Festival-festival gamelan dunia hilir mudik di gelar di sejumlah negara. Bahkan, di Trengganu, Malaysia, rutin menyelenggarakannya setiap tahun.
Pulang kampung
Namun, musisi-musisi Indonesia selama ini masih sebatas menjadi tamu. Berkunjung dari satu negara ke negara lain untuk bermain gamelan. Oleh karena itu, ide untuk membuat gamelan ”pulang kampung” ke tanah asalnya menjadi penting digulirkan. International Gamelan Festival (IGF) yang akan digelar di Surakarta pada 9-16 Agustus 2018 menjadikan homecoming atau pulang kampung sebagai tajuk dan tema utama. IGF dihelat dengan berbagai macam acara, dari pementasan, lokakarya, penerbitan buku, pameran, hingga seminar. Semua bertema gamelan, dari yang tradisi hingga kontemporer. Kisah gamelan sebagai alat musik megalitik berubah menjadi gagasan dan wacana kuantum pada zaman ini.
Gamelan bukan sekadar alat, melainkan gugusan ide dan konsep yang tidak semata berkisah tentang persoalan musik, tetapi juga kebudayaan dan kemanusiaan. Akibatnya, pada abad ke-21, gamelan menjadi perbincangan yang paling menarik. Banyak musisi gamelan dikenal lewat karya-karyanya, banyak pula peneliti yang berupaya mencetuskan kajian keilmuan gamelan yang disebut ”karawitanologi”. IGF menjadi palang pintu pertama gamelan dilihat dan dibaca dalam berbagai episentrum. Forum itu diikuti pementasan para empu gamelan yang selama ini karyanya memberi pengaruh besar dalam dunia kekaryaan musik. Juga ada penerbitan buku tentang pemikiran dan isu gamelan mutakhir. Dan yang lebih penting, IGF berupaya ”memanggil kembali” kelompok-kelompok karawitan dan ilmuwan gamelan di berbagai penjuru dunia untuk menziarahi kampung halaman. IGF diikuti 19 kelompok karawitan mancanegara, dan 40 kelompok dari Indonesia.

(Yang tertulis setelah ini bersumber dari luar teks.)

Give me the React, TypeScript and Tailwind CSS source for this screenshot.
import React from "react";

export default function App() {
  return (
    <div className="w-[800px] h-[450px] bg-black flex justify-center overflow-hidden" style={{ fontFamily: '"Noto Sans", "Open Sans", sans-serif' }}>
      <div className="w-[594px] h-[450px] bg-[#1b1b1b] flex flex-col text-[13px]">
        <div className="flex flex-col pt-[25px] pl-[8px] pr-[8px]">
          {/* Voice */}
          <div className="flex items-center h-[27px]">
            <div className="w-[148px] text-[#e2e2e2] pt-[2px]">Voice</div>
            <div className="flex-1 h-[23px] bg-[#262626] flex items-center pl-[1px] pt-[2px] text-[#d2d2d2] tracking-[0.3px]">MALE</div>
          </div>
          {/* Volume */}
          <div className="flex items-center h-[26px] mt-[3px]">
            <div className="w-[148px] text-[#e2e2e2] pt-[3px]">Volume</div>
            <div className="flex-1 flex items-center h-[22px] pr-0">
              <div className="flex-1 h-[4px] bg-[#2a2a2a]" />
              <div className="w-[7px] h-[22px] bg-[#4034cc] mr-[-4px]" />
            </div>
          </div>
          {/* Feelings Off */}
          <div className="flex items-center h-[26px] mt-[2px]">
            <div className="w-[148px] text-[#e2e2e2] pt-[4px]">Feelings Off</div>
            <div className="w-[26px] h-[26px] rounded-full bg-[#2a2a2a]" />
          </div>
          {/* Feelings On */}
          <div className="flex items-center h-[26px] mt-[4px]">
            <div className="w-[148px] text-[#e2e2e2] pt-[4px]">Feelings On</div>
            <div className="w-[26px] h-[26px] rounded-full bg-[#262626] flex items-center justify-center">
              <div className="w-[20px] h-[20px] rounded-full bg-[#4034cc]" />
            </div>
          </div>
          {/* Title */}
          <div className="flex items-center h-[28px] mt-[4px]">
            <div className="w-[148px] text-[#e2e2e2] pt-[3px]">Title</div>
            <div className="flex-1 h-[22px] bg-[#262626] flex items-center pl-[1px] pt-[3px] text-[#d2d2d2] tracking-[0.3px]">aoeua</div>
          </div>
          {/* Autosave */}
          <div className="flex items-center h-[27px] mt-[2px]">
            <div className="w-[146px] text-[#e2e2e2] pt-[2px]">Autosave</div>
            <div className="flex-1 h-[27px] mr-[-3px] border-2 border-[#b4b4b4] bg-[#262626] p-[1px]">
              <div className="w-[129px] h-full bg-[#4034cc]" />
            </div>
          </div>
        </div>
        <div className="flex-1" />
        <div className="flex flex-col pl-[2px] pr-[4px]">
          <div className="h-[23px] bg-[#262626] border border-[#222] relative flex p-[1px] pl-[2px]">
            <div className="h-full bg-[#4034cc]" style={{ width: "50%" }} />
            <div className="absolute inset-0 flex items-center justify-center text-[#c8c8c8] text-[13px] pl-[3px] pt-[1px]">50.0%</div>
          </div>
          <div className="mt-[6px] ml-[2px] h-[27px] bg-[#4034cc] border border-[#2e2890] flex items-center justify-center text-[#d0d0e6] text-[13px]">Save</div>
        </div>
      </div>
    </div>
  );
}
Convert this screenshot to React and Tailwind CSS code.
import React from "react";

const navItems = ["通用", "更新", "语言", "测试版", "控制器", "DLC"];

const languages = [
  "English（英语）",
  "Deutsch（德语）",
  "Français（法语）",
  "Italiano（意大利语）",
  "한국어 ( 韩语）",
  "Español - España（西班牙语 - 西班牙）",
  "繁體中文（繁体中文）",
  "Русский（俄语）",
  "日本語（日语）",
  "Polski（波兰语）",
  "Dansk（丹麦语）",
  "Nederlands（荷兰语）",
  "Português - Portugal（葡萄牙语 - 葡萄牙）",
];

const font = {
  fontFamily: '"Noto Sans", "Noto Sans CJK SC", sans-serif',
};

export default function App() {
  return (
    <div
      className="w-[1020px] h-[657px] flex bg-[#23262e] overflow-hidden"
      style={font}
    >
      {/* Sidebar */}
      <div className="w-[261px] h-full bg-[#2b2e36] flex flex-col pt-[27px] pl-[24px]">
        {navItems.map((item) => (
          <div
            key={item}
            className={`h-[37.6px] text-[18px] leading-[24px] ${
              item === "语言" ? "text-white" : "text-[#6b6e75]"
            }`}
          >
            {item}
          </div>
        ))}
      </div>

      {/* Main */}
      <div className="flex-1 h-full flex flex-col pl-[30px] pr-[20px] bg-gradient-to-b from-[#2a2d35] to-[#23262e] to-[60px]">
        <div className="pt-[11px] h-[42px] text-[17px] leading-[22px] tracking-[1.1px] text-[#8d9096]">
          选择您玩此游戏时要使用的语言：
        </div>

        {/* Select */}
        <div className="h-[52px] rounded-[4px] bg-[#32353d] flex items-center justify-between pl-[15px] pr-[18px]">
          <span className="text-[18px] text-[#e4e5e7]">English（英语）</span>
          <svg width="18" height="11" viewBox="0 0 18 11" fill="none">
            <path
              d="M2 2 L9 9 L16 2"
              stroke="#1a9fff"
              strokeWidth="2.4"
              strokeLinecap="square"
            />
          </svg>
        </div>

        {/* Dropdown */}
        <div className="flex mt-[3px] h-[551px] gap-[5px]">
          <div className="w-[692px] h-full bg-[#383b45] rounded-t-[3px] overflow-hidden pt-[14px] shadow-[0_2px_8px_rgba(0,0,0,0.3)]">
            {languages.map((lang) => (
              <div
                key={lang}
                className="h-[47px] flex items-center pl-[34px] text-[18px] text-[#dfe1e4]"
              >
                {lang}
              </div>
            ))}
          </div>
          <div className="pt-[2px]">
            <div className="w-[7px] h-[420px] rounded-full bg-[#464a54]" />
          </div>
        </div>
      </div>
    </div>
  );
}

Agar tak putus dengan konteks kesejarahan, terdapat pameran yang menghadirkan berbagai situs dan prasasti tentang jejak gamelan. Forum ini digelar dengan misi penyadaran, setidaknya bagi generasi milenial negeri ini, alih-alih untuk menumbuhkan kembali kecintaan pada gamelan di kala hal-hal yang berbau fisik telah berganti menjadi era digital.
Bermain gamelan tidak semata membutuhkan kemampuan bermusik, tetapi juga empati untuk mendengarkan, mengerti dan memahami. Sebuah proses yang tak mungkin didapatkan dari sekadar bermain gawai. IGF berhasrat menjadi forum berkala.
Ruang pengingatan tentang ”rumah” dan kampung halaman yang mampu membuncahkan kerinduan mendalam dan klangenan untuk menziarahinya kembali di kemudian hari. Namun, menjadi ironi jika di IGF, gamelan begitu gaduh diperbincangkan, tetapi sayup-sayup tak memberi efek berarti bagi kehidupan gamelan di negeri ini sesudahnya.